* DATASET CONTENT:

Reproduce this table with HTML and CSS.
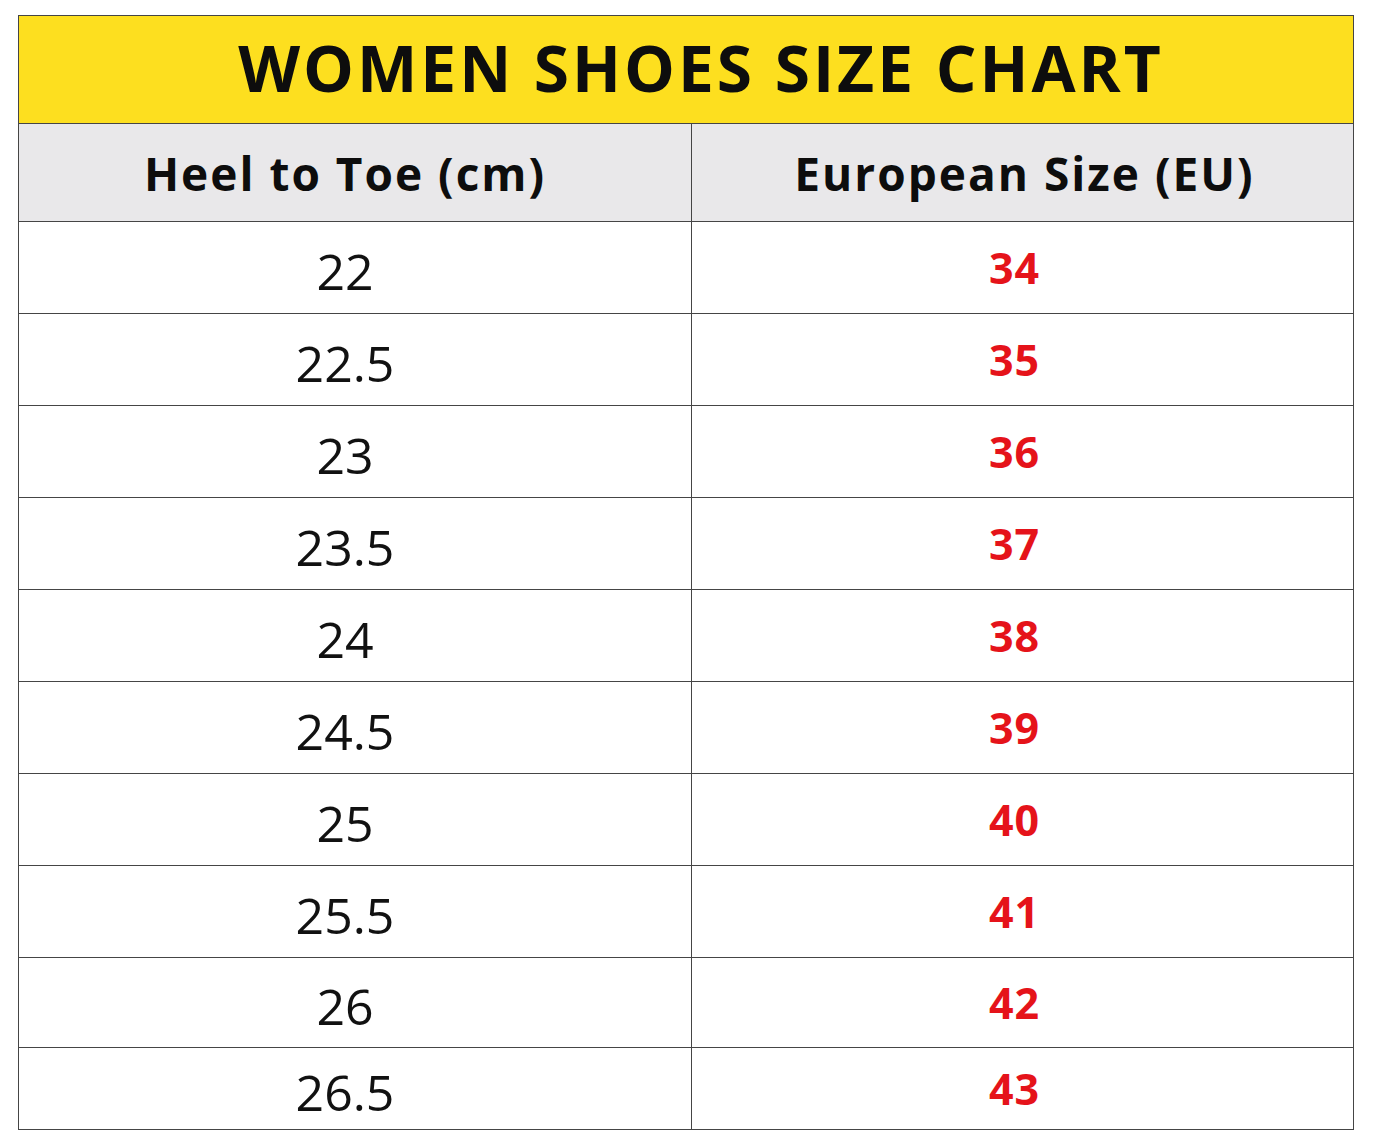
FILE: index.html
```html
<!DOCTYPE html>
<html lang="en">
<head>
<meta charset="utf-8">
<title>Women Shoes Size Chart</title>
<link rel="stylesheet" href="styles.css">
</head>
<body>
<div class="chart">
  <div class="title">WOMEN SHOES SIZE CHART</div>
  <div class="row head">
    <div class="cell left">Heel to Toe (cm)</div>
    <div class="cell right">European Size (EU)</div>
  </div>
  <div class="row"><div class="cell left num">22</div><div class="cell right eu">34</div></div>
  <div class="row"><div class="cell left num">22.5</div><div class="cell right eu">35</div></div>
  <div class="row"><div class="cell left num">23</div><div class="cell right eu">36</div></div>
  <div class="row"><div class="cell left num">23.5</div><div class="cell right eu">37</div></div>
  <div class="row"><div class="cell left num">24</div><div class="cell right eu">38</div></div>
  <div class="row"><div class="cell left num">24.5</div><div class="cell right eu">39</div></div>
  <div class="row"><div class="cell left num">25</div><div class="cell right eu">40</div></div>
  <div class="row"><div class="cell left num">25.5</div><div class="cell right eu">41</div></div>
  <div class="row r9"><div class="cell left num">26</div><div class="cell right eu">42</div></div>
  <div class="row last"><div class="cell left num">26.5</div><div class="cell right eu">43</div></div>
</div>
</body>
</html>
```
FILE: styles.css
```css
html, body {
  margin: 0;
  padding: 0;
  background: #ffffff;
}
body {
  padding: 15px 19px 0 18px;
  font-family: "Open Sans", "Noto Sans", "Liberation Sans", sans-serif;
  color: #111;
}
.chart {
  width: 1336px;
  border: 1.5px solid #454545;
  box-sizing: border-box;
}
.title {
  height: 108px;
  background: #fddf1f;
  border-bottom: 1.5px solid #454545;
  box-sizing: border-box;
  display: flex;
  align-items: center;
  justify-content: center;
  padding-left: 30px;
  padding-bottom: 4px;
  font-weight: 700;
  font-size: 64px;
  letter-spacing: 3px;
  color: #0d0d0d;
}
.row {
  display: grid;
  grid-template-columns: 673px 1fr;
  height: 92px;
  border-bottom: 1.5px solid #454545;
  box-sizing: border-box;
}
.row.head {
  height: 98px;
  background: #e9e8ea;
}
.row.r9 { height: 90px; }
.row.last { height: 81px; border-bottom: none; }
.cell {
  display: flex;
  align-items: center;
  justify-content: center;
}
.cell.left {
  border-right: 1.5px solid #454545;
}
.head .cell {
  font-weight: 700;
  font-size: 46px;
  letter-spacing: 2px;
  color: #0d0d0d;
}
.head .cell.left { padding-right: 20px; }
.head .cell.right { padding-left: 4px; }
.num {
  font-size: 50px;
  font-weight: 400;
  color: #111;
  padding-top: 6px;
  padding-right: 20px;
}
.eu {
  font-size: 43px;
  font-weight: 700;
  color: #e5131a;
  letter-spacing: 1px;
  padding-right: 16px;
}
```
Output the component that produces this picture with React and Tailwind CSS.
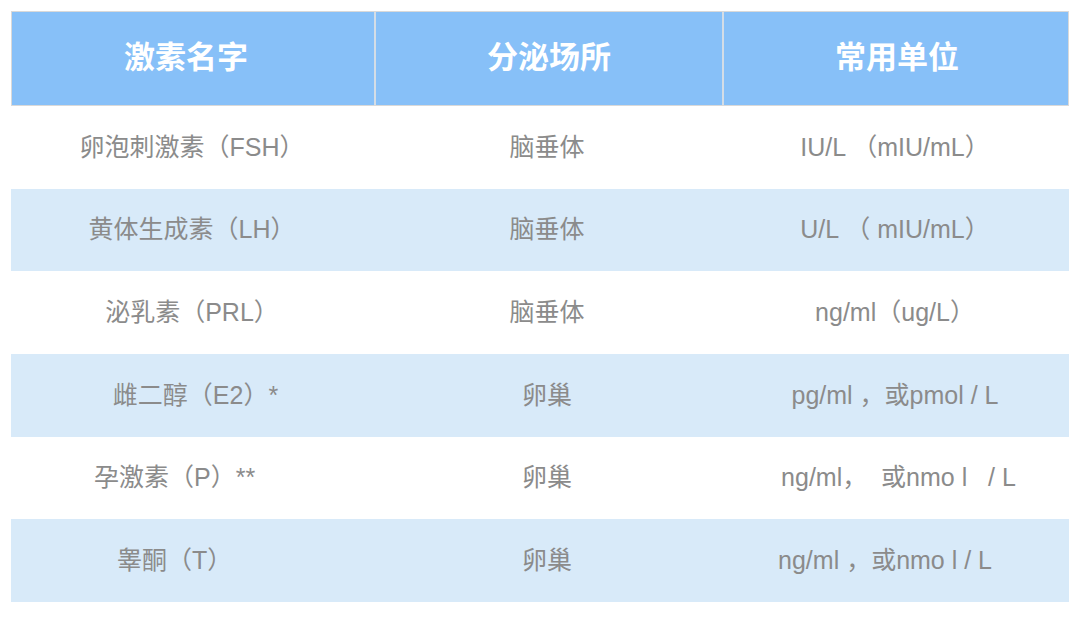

* WHAT YOU ARE ASKED TO DO: Return solely the number of lines in the data that include the word "with".

* WRITTEN RESPONSE: 2